Microbiota-gut-brain axis

The gut-brain axis is a bidirectional communication system between the gut and the brain integrated via neural, hormonal, and immunological signalling. Growing evidence suggests that the gut microbiota plays a key role in the communication between the gastrointestinal tract and the central nervous system, with most data being obtained from animal studies [8]. Germ-free mice have abnormal behavior, associated with changes in expression of multiple genes and chemistry in the brain, altered blood-brain barrier, changes in morphology of brain regions involved in control of mood and anxiety (amygdala and hippocampus), altered myelination profile and plasticity, as well as global defects in brain microglia. Most of these abnormalities are normalized after bacterial colonization. Microbiota also modifies behavior in conventional mice, as administration of non-absorbable antimicrobials can increase their exploratory behavior, together with changes in Brain- Derived Neurotrophic Factor (BDNF) in the hippocampus and amygdala. Changes in behavior induced by antibiotics have been also described in patients treated for acute infections or during eradication of chronic Helicobacter pylori infection; this condition was coined “antibiotic-induced psychosis”. Interestingly, a recent large population- based study found that use of antibiotics in early childhood was associated with an increased risk of developing mental health disorders in later life.

However, the most obvious case for the microbiota-gut-brain axis comes from patients with cirrhosis-associated hepatic encephalopathy that manifest with changes in behavior, mood and cognition [9]. These patients show dramatic improvement in brain function after administration of antibiotics or laxatives, and recent studies suggested that similar amelioration can be also achieved by fecal microbiota transplantation.

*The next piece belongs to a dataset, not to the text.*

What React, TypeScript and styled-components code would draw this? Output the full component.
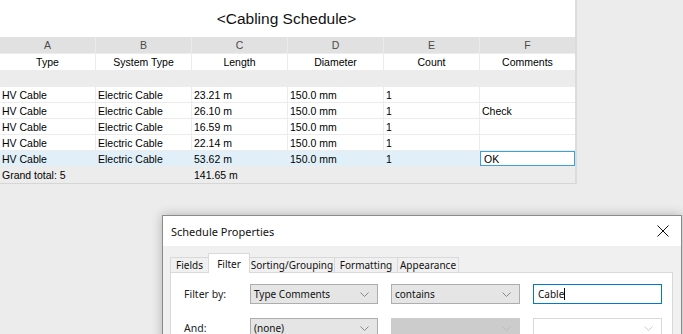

During recent years, multiple studies investigated gut microbiome in patients with psychiatric disorders, such as major depression and generalized anxiety, and found that the microbial profiles differed between patients and healthy controls. Furthermore, transferring microbiota from patients into germ-free or antibiotic treated rodents induced anxiety and depressive-like behanormalities viors. This raises question whether those probiotics, which showed beneficial effects on behavior and brain chemistry in animal models, could be used to treat patients with psychiatric diseases. The results of the few studies completed so far suggest that probiotics, if used as an adjunctive treatment, might improve symptoms in some patients with major depressive disorder [10].

We conducted a pilot RCT study in patients with IBS and comorbid depression to assess effects of a probiotic that showed beneficial effects on behavior and brain chemistry in several mouse models [11]. We found that compared to placebo, a 6-week probiotic treatment improved depression scores and overall symptoms of IBS. This was associated with changes in neuronal activation in the amygdala and other brain regions involved in mood control, as assessed by functional magnetic resonance imaging. This suggest that some probiotics may produce neuroactive metabolites that could be harnessed not only for treatment of patients with functional bowel disorders, but also for those with mental health issues. However, more rigorous clinical studies are needed to confirm and validate these findings.